Trained Retinanet Object Detector Yields too Large Bounding Boxes

Using the notebook from the 2019 Part 2 course where Jeremy trained a retinanet object dector using the Pascal 2007 dataset, I tried to make an object detector of my own. I have changed a few things to make it work for my purposes. 1: I replaced the resnet model from the notebook with resnet18 (I haven’t changed the retinanet split, could this be a problem? Edit: resnet50 doesn’t make a difference). I have of course also changed the databunch to my own data.

After getting poor results where the bounding boxes are way too large, I tried normalizing using imagenet_stats as I thought this could differ from the Pascal dataset but this seemed to have little effect. My loss is steadily going down and with the loss function from the notebook and I achieve less than 1 (about 0.6).

Altogether I am training on about 150 images from my own hand-labelled dataset. Could the dataset size be the problem?

This is the notebook:

1 Like

I have the same problem. Do you know something new?

No, on Monday I will try to Pretrain the head on the pascal dataset and fine tune it with my own dataset

I have been trying to do the same thing as you. However, when I get to the actual training part with the bounding boxes, it requires an absurd amount of memory and I can’t run it, even on an AWS server. Do you have any idea how to combat this?


Maybe lower your batch size? Are you scaling down the images?

1 Like

I’ve solved my problem changed a single line in code.

def show_preds(img, output, idx, detect_thresh=0.25, classes=None, ax=None):
bbox_pred, scores, preds = process_output(output, idx, detect_thresh)
if len(scores) != 0:
    to_keep = nms(bbox_pred, scores)
    bbox_pred, preds, scores = bbox_pred[to_keep].cpu(), preds[to_keep].cpu(), scores[to_keep].cpu()
    t_sz = torch.Tensor([*img.size])[None].float()
    bbox_pred[:,:2] = bbox_pred[:,:2] - bbox_pred[:,2:]/2
    bbox_pred[:,:2] = (bbox_pred[:,:2] + 1) * t_sz/2
    bbox_pred[:,2:] = bbox_pred[:,2:] * t_sz/2
    bbox_pred = bbox_pred.long()
if ax is None: _, ax = plt.subplots(1,1)
for bbox, c, scr in zip(bbox_pred, preds, scores):
    txt = str(c.item()) if classes is None else classes[c.item()+1]
    draw_rect(ax, [bbox[1],bbox[0],bbox[3],bbox[2]], text=f'{txt} {scr:.2f}')

Look bbox_pred[:,2:] = bbox_pred[:,2:] * t_sz/2, that works for me.

1 Like

@tango Thanks, I’m an idiot and forgot to size down the images.

Which brings me to my next issue.
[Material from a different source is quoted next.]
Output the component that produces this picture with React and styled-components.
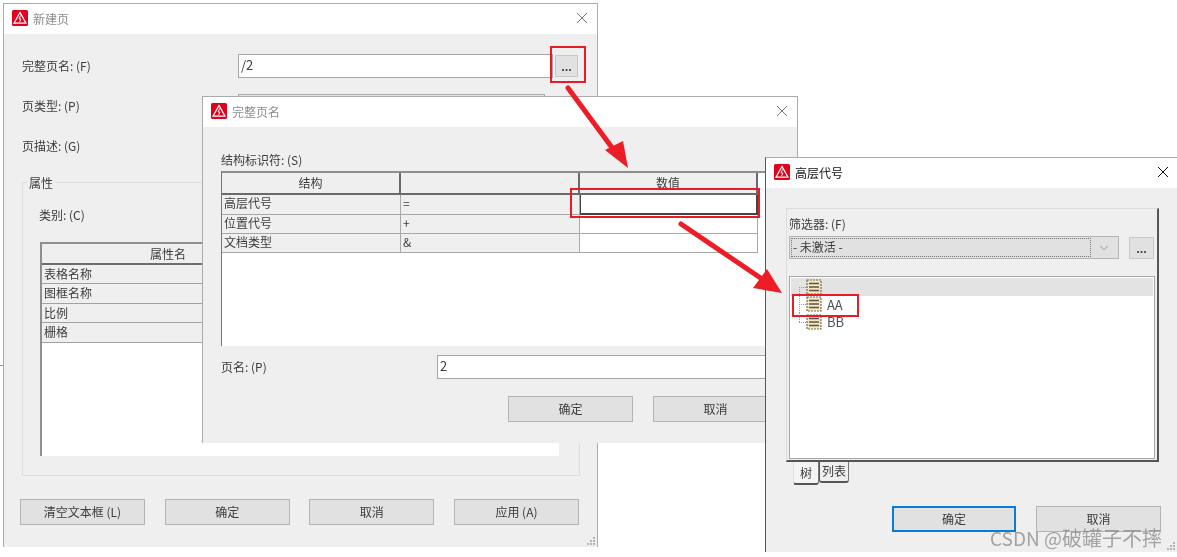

I was able to train a model (still had high losses of about 3.5 each) but now I am unable to view any predictions.
When I run show_preds(img, output, idx, detect_threshold=0.25, classes=data.classes , I get the following error.

I wanted to see what was going on in the show_preds function so I added 3 print statements and ran it.

It seems that all of my predictions are way below 0.25, and my bbox_pred is completely empty.

So I figured that changing the threshold to something lower would find these prediciton values as they are all under .25. Changing this to 0.07 was the highest I could go without throwing the RuntimeError. However, doing this makes the kernel run forever with no output as shown below. Interrupting it kills the kernel every time.

Any thoughts? Thanks

EDIT: Raising batch size fixed this.